Indeed, that is the truth of it. We have not awakened the God within us for a long time now. We are dead ourselves, and our God too is dead. We do not even learn to seek, for it has not crossed our minds that we have lost something precious. What we have lost is awareness, connection with our own heart, conscience. Because these are absent, every prayer we offer remains incomplete, and when prayer itself is groundless, the very destination of all our prayers becomes questionable. We merely exist in an ocean of breath—nothing more. Our inner being has died, yet we cannot even perceive this death. Because we cannot perceive it, no urgency or conviction arises within us to awaken ourselves. We have possessed something, or we are chasing after something that conceals from us, at every moment, an immense and magnificent treasure that lies directly before our eyes.

The distance between unconsciousness and consciousness is vast. When we are absorbed in deep meditation upon something, we do not understand in that very moment what is happening to us. This itself reveals how profoundly we were veiled, yet we did not sense it then. When we transform from the old self into the new self, we cannot immediately comprehend the change. By the time we understand it, we have already been completely transformed. Thus must we become absorbed in the path of truth with such depth, only then shall we glimpse that light. We must not be afraid. If we are afraid, we cannot move forward. We must simply continue our practice with constancy. We must surrender ourselves completely to that path of truth. Whether the work brings us joy or not, in the beginning we must perform it with patience and steadfastness. Later, once we have entered deeply into the work, it will become the meditation and wisdom of our entire life.

**Sixty.**

One must keep in mind that there is a difference between surrender and obedience. Surrender means giving oneself over completely, while obedience is accepting something out of a kind of compulsion. To surrender oneself means that I am prepared to do whatever I must do, or prepared to accept it with bowed head. But in obedience, there remains hidden a path of escape—should the opportunity arise, or circumstances change, or the burden exceed what we can bear, we may abandon the practice. Even in deep obedience, if we say yes, still somewhere an invisible ‘no’ lurks concealed. We can shift from that state of yes to no whenever we wish. But in surrender, there is no room whatsoever for even a particle of no. In truth, no existence of ‘no’ remains here at all—only ‘yes’ exists. Obedience, by contrast, harbors that concealed and hidden ‘no,’ which can emerge vindictively when opportunity presents itself. Each time we consciously say yes, our unconscious mind says no with equal force. In the language of philosophy, one-tenth of our brain is conscious, and the remaining nine-tenths are unconscious.

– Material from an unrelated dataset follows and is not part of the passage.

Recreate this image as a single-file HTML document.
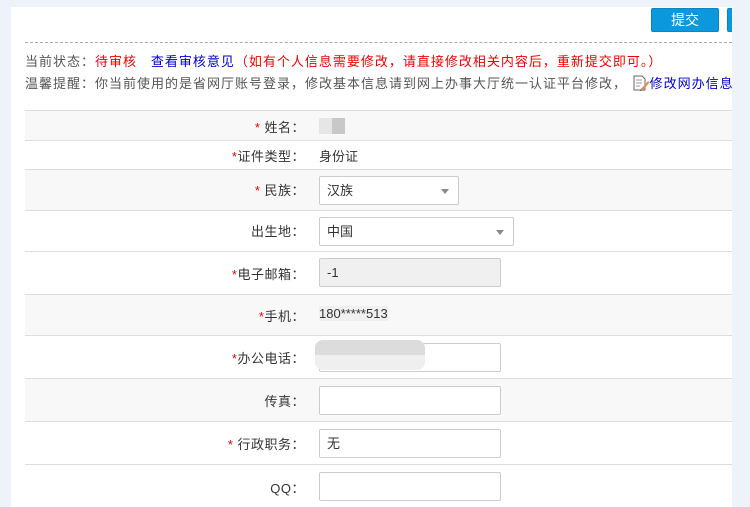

# On Affirmation, Surrender, and the Heart’s Truth

Each time we say ‘yes’ to something, that hidden part of ourselves grows stronger, building a formidable foundation of ‘no’ in the mind. When this ‘no’ finally emerges into the light, it turns against the ‘yes’ with violent revenge.

Only a hypocrite, only a deceitful person, can remain so obedient. A genuine, sincere human being cannot be merely loyal; instead, they are surrendered—which we ordinarily call madness. Hypocrites and frauds can never truly surrender themselves. This is why when deceitful people repeat ‘yes’ to something again and again, they are actually indulging their inner ‘no.’ An authentic person becomes consciously mad. It is a madness of immersing oneself wholly in a calling or a prayer. Whoever has gone far in this world—if you study their lives—you will find that each of them was consciously mad. There is no alternative to this madness if you are to move forward on your own path.

We often see that those who make many promises are the ones who break them most frequently. Yet those who make no promises at all, or who admit their incapacity at the outset of a task, are the very ones who accomplish it swiftly. Why is this? Because when we consciously refuse to do something, it hounds us repeatedly, and then we do it simply for our own peace. Or sometimes, guilt accumulates from not doing the thing, and we eventually do it anyway. Yet there are also instances where we promise to do many things, but that same ‘no’ remains within us—a ‘no’ that is the inverse of ‘yes.’ Then a vengeful desire works within: even though I have given my word, I will not do this thing, because a rebellious voice, a betrayed and deceitful heart within me keeps pursuing me. And from precisely that state of mind, we abandon the task. A surrendered heart, on the other hand, never diminishes any work in the pursuit of truth; rather, it attempts to accomplish whatever it has been asked to do with its fullest strength and capacity.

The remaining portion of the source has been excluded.